**EXERCISE BRIEF**.
Go through the listing and set it down exactly, leaving out its pictures.

**COLLECTED MATERIAL**.
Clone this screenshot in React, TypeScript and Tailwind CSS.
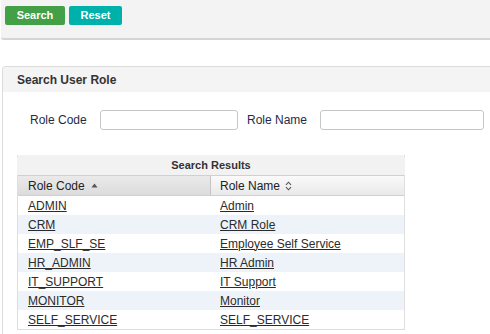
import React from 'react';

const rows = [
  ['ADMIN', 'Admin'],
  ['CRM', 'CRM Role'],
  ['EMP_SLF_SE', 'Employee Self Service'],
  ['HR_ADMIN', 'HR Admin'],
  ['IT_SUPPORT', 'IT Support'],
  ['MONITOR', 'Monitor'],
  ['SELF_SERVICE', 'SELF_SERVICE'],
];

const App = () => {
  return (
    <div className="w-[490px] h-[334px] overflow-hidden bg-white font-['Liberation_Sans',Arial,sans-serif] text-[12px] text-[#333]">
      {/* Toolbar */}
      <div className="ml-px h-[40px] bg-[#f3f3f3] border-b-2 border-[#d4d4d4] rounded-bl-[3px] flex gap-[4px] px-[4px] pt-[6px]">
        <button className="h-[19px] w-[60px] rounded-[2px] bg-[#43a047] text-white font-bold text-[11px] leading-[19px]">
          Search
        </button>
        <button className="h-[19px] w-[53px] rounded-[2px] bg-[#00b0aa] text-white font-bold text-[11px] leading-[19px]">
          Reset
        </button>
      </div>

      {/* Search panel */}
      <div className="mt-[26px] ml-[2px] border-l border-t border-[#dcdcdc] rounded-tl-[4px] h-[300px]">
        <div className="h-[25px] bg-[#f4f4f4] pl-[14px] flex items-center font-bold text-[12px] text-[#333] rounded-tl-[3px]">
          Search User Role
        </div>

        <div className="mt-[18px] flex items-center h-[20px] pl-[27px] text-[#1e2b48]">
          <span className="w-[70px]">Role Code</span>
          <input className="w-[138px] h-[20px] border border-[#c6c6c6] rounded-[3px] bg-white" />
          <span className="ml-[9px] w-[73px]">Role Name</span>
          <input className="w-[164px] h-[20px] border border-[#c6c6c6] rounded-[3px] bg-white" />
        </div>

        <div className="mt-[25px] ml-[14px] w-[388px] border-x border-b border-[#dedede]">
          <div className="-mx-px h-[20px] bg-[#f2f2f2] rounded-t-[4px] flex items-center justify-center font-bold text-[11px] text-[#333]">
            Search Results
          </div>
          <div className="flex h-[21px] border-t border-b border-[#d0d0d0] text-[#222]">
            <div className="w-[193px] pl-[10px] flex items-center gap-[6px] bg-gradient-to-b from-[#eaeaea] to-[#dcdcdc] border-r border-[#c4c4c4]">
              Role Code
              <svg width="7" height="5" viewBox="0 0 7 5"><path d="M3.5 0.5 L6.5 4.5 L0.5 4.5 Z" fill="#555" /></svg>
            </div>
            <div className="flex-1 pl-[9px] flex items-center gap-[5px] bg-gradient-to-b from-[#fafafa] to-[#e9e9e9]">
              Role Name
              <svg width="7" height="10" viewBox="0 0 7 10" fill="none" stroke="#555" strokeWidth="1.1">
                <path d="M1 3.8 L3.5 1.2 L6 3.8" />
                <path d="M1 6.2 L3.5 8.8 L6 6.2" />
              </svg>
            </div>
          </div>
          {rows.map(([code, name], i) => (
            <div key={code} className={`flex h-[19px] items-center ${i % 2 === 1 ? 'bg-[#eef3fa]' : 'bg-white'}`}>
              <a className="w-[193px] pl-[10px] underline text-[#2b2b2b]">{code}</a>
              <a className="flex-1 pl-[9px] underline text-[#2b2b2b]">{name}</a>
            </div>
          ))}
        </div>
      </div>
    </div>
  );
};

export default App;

**WORKED ANSWER**.
Clone this screenshot in React, TypeScript and Tailwind CSS.
import React from 'react';

const rows = [
  ['ADMIN', 'Admin'],
  ['CRM', 'CRM Role'],
  ['EMP_SLF_SE', 'Employee Self Service'],
  ['HR_ADMIN', 'HR Admin'],
  ['IT_SUPPORT', 'IT Support'],
  ['MONITOR', 'Monitor'],
  ['SELF_SERVICE', 'SELF_SERVICE'],
];

const App = () => {
  return (
    <div className="w-[490px] h-[334px] overflow-hidden bg-white font-['Liberation_Sans',Arial,sans-serif] text-[12px] text-[#333]">
      {/* Toolbar */}
      <div className="ml-px h-[40px] bg-[#f3f3f3] border-b-2 border-[#d4d4d4] rounded-bl-[3px] flex gap-[4px] px-[4px] pt-[6px]">
        <button className="h-[19px] w-[60px] rounded-[2px] bg-[#43a047] text-white font-bold text-[11px] leading-[19px]">
          Search
        </button>
        <button className="h-[19px] w-[53px] rounded-[2px] bg-[#00b0aa] text-white font-bold text-[11px] leading-[19px]">
          Reset
        </button>
      </div>

      {/* Search panel */}
      <div className="mt-[26px] ml-[2px] border-l border-t border-[#dcdcdc] rounded-tl-[4px] h-[300px]">
        <div className="h-[25px] bg-[#f4f4f4] pl-[14px] flex items-center font-bold text-[12px] text-[#333] rounded-tl-[3px]">
          Search User Role
        </div>

        <div className="mt-[18px] flex items-center h-[20px] pl-[27px] text-[#1e2b48]">
          <span className="w-[70px]">Role Code</span>
          <input className="w-[138px] h-[20px] border border-[#c6c6c6] rounded-[3px] bg-white" />
          <span className="ml-[9px] w-[73px]">Role Name</span>
          <input className="w-[164px] h-[20px] border border-[#c6c6c6] rounded-[3px] bg-white" />
        </div>

        <div className="mt-[25px] ml-[14px] w-[388px] border-x border-b border-[#dedede]">
          <div className="-mx-px h-[20px] bg-[#f2f2f2] rounded-t-[4px] flex items-center justify-center font-bold text-[11px] text-[#333]">
            Search Results
          </div>
          <div className="flex h-[21px] border-t border-b border-[#d0d0d0] text-[#222]">
            <div className="w-[193px] pl-[10px] flex items-center gap-[6px] bg-gradient-to-b from-[#eaeaea] to-[#dcdcdc] border-r border-[#c4c4c4]">
              Role Code
              <svg width="7" height="5" viewBox="0 0 7 5"><path d="M3.5 0.5 L6.5 4.5 L0.5 4.5 Z" fill="#555" /></svg>
            </div>
            <div className="flex-1 pl-[9px] flex items-center gap-[5px] bg-gradient-to-b from-[#fafafa] to-[#e9e9e9]">
              Role Name
              <svg width="7" height="10" viewBox="0 0 7 10" fill="none" stroke="#555" strokeWidth="1.1">
                <path d="M1 3.8 L3.5 1.2 L6 3.8" />
                <path d="M1 6.2 L3.5 8.8 L6 6.2" />
              </svg>
            </div>
          </div>
          {rows.map(([code, name], i) => (
            <div key={code} className={`flex h-[19px] items-center ${i % 2 === 1 ? 'bg-[#eef3fa]' : 'bg-white'}`}>
              <a className="w-[193px] pl-[10px] underline text-[#2b2b2b]">{code}</a>
              <a className="flex-1 pl-[9px] underline text-[#2b2b2b]">{name}</a>
            </div>
          ))}
        </div>
      </div>
    </div>
  );
};

export default App;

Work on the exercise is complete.